= The Hessian =

1972 novel by Howard Fast

First edition (publ. William Morrow)
Cover art by Tom Hall

The Hessian is a 1972 novel by Howard Fast set in the time of the American Revolution, published by William Morrow and Company.

==Plot==
The book begins with an incident in 1781 when a small detachment of Hessian (German auxiliaries in the British service) soldiers encounter a mentally disabled man, Saul Clamberham, on a Connecticut hill-side. Clamberham follows the Jägers out of confused curiosity, making meaningless markings on a slate. Misunderstanding the situation, an exasperated Hessian officer, with little English, becomes convinced that Clamberham is a spy and has the autistic villager hanged from a tree.

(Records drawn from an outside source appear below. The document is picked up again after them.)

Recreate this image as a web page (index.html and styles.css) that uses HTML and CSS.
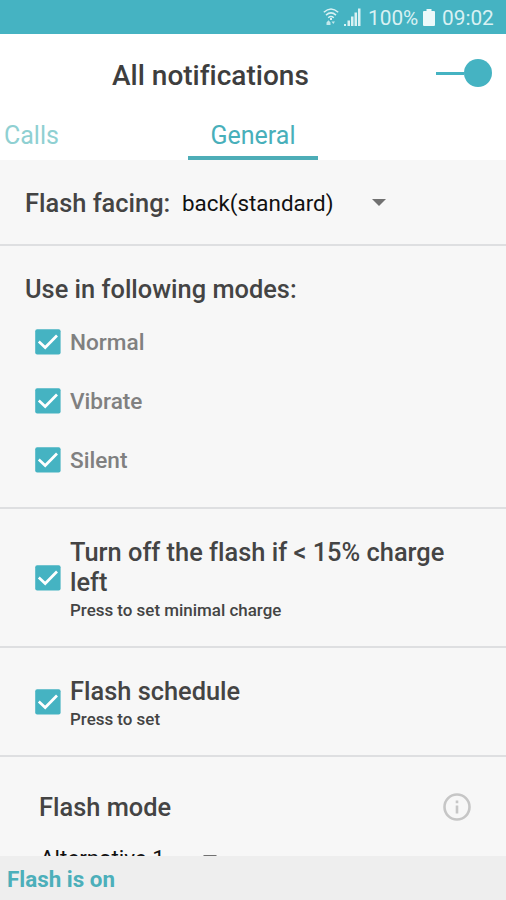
FILE: index.html
```html
<!DOCTYPE html>
<html lang="en">
<head>
<meta charset="utf-8">
<title>All notifications</title>
<link rel="stylesheet" href="styles.css">
</head>
<body>
<svg class="defs" width="0" height="0">
  <symbol id="check" viewBox="0 0 26 26"><rect x=".2" y=".2" width="25.4" height="25.4" rx="2" fill="#45b3c2"/><path d="M3.800 12.600l6.400 5.900L22 6.500" fill="none" stroke="#fff" stroke-width="2.700"/></symbol>
</svg>
<div class="screen">
  <div class="status">
    <svg class="wifi" width="16" height="18" viewBox="0 0 16 18" fill="none" stroke="#d9f1f3" stroke-width="1.5">
      <path d="M.8 4.300Q8-2.400 15.200 4.300M3 7.100Q8 2.600 13 7.100M5.200 9.700Q8 7.300 10.800 9.700"/>
      <path d="M8 10v2" stroke-width="2"/>
      <path d="M3.500 14.500L5.500 12.200 7.500 14.500V17H3.500zM8.500 13.500H12L10.300 16z" fill="#d9f1f3" stroke="none" opacity=".85"/>
    </svg>
    <svg class="signal" width="17" height="18" viewBox="0 0 17 18" fill="#d9f1f3"><path d="M0 16h2v2H0zM3.500 12.500h2.500V18H3.500zM7 8.500h2.500V18H7zM10.500 4.500H13V18h-2.500zM14 .5h2.500V18H14z"/></svg>
    <span class="percent">100%</span>
    <svg class="battery" width="12" height="17" viewBox="0 0 12 17" fill="#ecf9fa"><path d="M3.500 0h5v2H11q1 0 1 1v13q0 1-1 1H1q-1 0-1-1V3q0-1 1-1h2.500z"/></svg>
    <span class="clock">09:02</span>
  </div>
  <header class="header">
    <h1 class="title">All notifications</h1>
    <div class="switch"><span class="track"></span><span class="thumb"></span></div>
  </header>
  <nav class="tabs">
    <div class="tab calls">Calls</div>
    <div class="tab active">General</div>
  </nav>
  <main class="content">
    <section class="row facing">
      <span class="heading facing-label">Flash facing:</span>
      <span class="value">back(standard)</span>
      <svg class="caret" width="14" height="7" viewBox="0 0 14 7"><path d="M0 0h14L7 7z" fill="#717171"/></svg>
    </section>
    <section class="row modes">
      <h2 class="heading modes-title">Use in following modes:</h2>
      <div class="mode"><svg class="box"><use href="#check"/></svg><span class="mode-name">Normal</span></div>
      <div class="mode"><svg class="box"><use href="#check"/></svg><span class="mode-name">Vibrate</span></div>
      <div class="mode"><svg class="box"><use href="#check"/></svg><span class="mode-name">Silent</span></div>
    </section>
    <section class="row option charge">
      <svg class="box"><use href="#check"/></svg>
      <div class="text"><h2 class="heading">Turn off the flash if &lt; 15% charge<br>left</h2><p class="note">Press to set minimal charge</p></div>
    </section>
    <section class="row option schedule">
      <svg class="box"><use href="#check"/></svg>
      <div class="text"><h2 class="heading">Flash schedule</h2><p class="note">Press to set</p></div>
    </section>
    <section class="flashmode">
      <div class="mode-head">
        <h2 class="heading">Flash mode</h2>
        <svg class="info" width="30" height="30" viewBox="0 0 30 30"><circle cx="15" cy="15" r="12.500" fill="none" stroke="#c6c6c6" stroke-width="2.600"/><path d="M15 13.500v8M15 8.500v2.700" stroke="#c6c6c6" stroke-width="2.600"/></svg>
      </div>
      <div class="select"><span class="value alt">Alternative 1</span><svg class="caret" width="14" height="7" viewBox="0 0 14 7"><path d="M0 0h14L7 7z" fill="#717171"/></svg></div>
    </section>
  </main>
  <footer class="footer">Flash is on</footer>
</div>
</body>
</html>
```

FILE: styles.css
```css
* { box-sizing: border-box; }
body { margin: 0; font-family: Roboto, "Liberation Sans", sans-serif; font-variant-ligatures: none; }
h1, h2, p { margin: 0; font-weight: 500; }
h1, h2, span { white-space: nowrap; }
svg { flex: none; display: block; }
.defs { position: absolute; }
.screen { width: 506px; height: 900px; display: flex; flex-direction: column; overflow: hidden; background: #f7f7f7; }
.status { height: 34px; flex: none; background: #45b3c2; display: flex; align-items: center; justify-content: flex-end; padding-right: 10px; color: #d9f1f3; font-size: 20.8px; line-height: 34px; }
.wifi { margin: 0 5px 1px 0; }
.signal { margin-right: 7px; }
.percent { width: 52px; padding-top: 1px; }
.battery { margin: 0 7px 0 3px; }
.clock { padding-top: 1px; width: 54px; }
.header { height: 77px; flex: none; background: #fff; display: flex; justify-content: space-between; padding: 0 14px 0 112px; }
.title { font-size: 28px; line-height: 32px; padding-top: 26px; color: #3e3e3e; }
.switch { display: flex; align-items: center; height: 28px; margin-top: 25px; }
.track { width: 28px; height: 3px; background: #45b3c2; }
.thumb { width: 28px; height: 28px; border-radius: 50%; background: #45b3c2; }
.tabs { height: 49px; flex: none; background: #fff; display: flex; font-size: 25px; line-height: 49px; }
.tab { height: 49px; }
.calls { width: 188px; padding-left: 4px; color: #8fd0d2; }
.active { width: 130px; text-align: center; color: #48afba; border-bottom: 4px solid #4dadb7; }
.content { flex: 1; min-height: 0; overflow: hidden; }
.row { border-bottom: 2px solid #dedfe1; }
.heading { font-size: 25.4px; line-height: 30px; color: #444; font-weight: 500; }
.facing { height: 86px; display: flex; align-items: center; padding-left: 25px; }
.facing-label { width: 157px; padding-top: 1px; }
.value { font-size: 22.4px; line-height: 30px; color: #111; width: 190px; padding-top: 2px; }
.modes { height: 263px; padding: 28px 0 0 25px; }
.modes-title { margin-bottom: 8px; }
.mode { height: 59px; display: flex; align-items: center; padding-left: 10px; gap: 9px; font-size: 22.6px; font-weight: 500; color: #808080; }
.mode-name { padding-top: 1px; }
.box { width: 26px; height: 26px; }
.option { display: flex; align-items: center; padding-left: 35px; gap: 9px; }
.text { padding-top: 4px; }
.charge { height: 139px; }
.schedule { height: 109px; }
.note { font-size: 16.95px; line-height: 26px; color: #444; }
.flashmode { padding-top: 35px; }
.mode-head { height: 30px; display: flex; justify-content: space-between; align-items: center; padding: 0 34px 0 39px; }
.info { margin-bottom: 1px; }
.select { display: flex; align-items: flex-start; padding: 19px 0 0 40px; }
.select .alt { width: 163px; }
.select .caret { margin-top: 14px; }
.footer { height: 44px; flex: none; background: #eee; color: #4cafba; font-size: 22.4px; font-weight: 700; line-height: 46px; padding-left: 7px; }
```
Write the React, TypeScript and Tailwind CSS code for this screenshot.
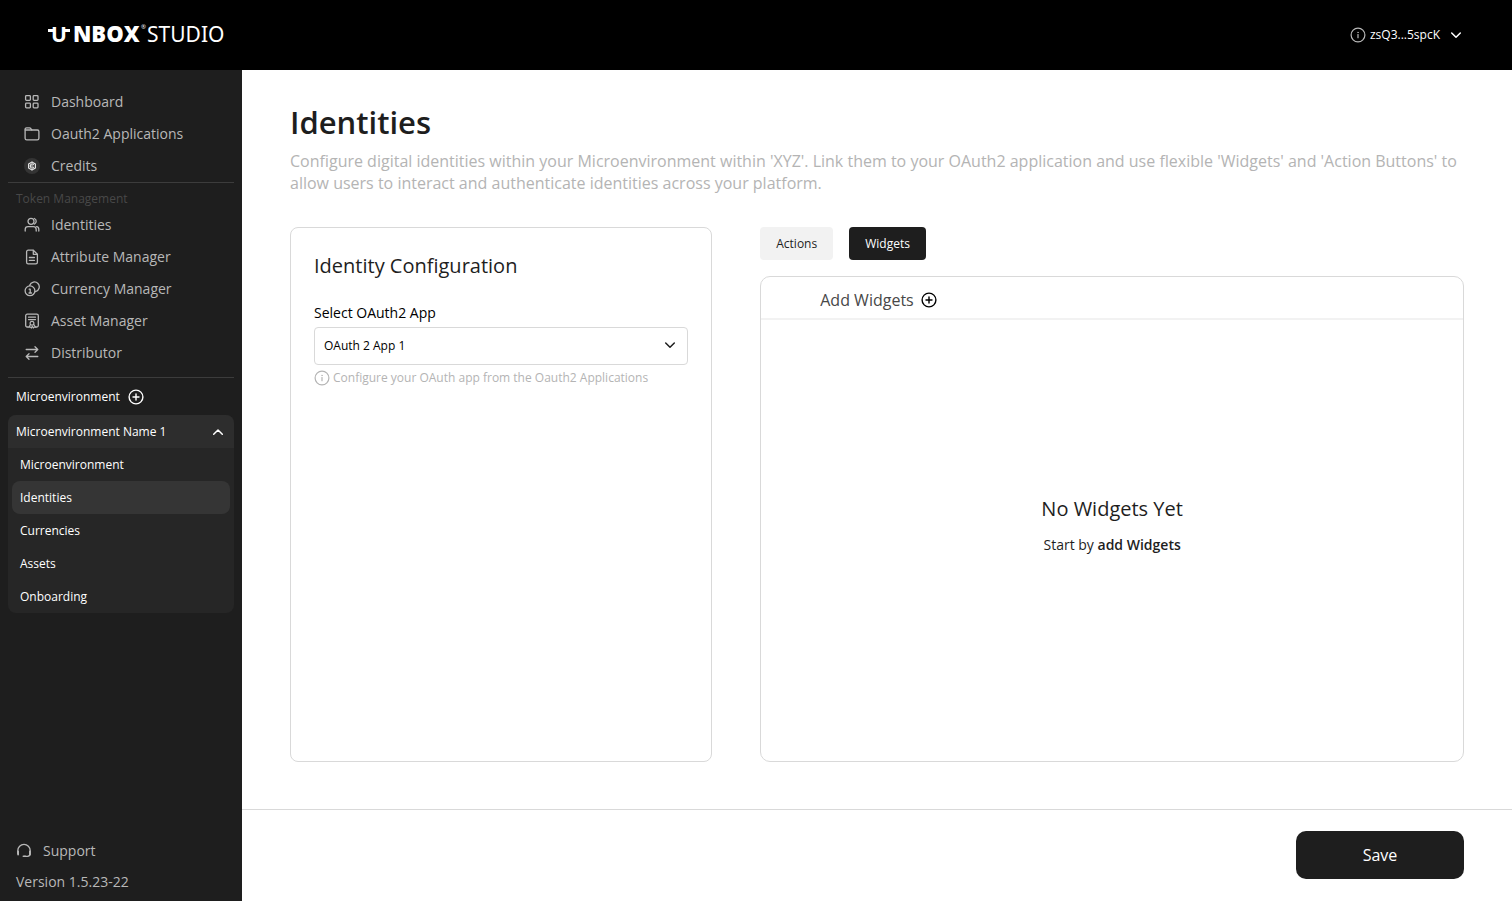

Outraged, the local population ambush the Hessians and kill all but a drummer boy who escapes. The narrator of the story: town physician and a Continental Army veteran Evan Feversham, subsequently discovers that the young drummer Hans Pohl is being sheltered in a Quaker family's barn while township authorities hunt for him. After being captured, the Hessian boy is tried for murder. Although his role in the earlier death was limited to beating his drum as the hanging took place, Pohl fatally admits that he would have carried out his duty as a soldier and participated directly in the execution if so ordered. The doctor, himself a victim of prejudice as an English-born Catholic in a small Puritan community, watches helplessly while the German boy is hanged.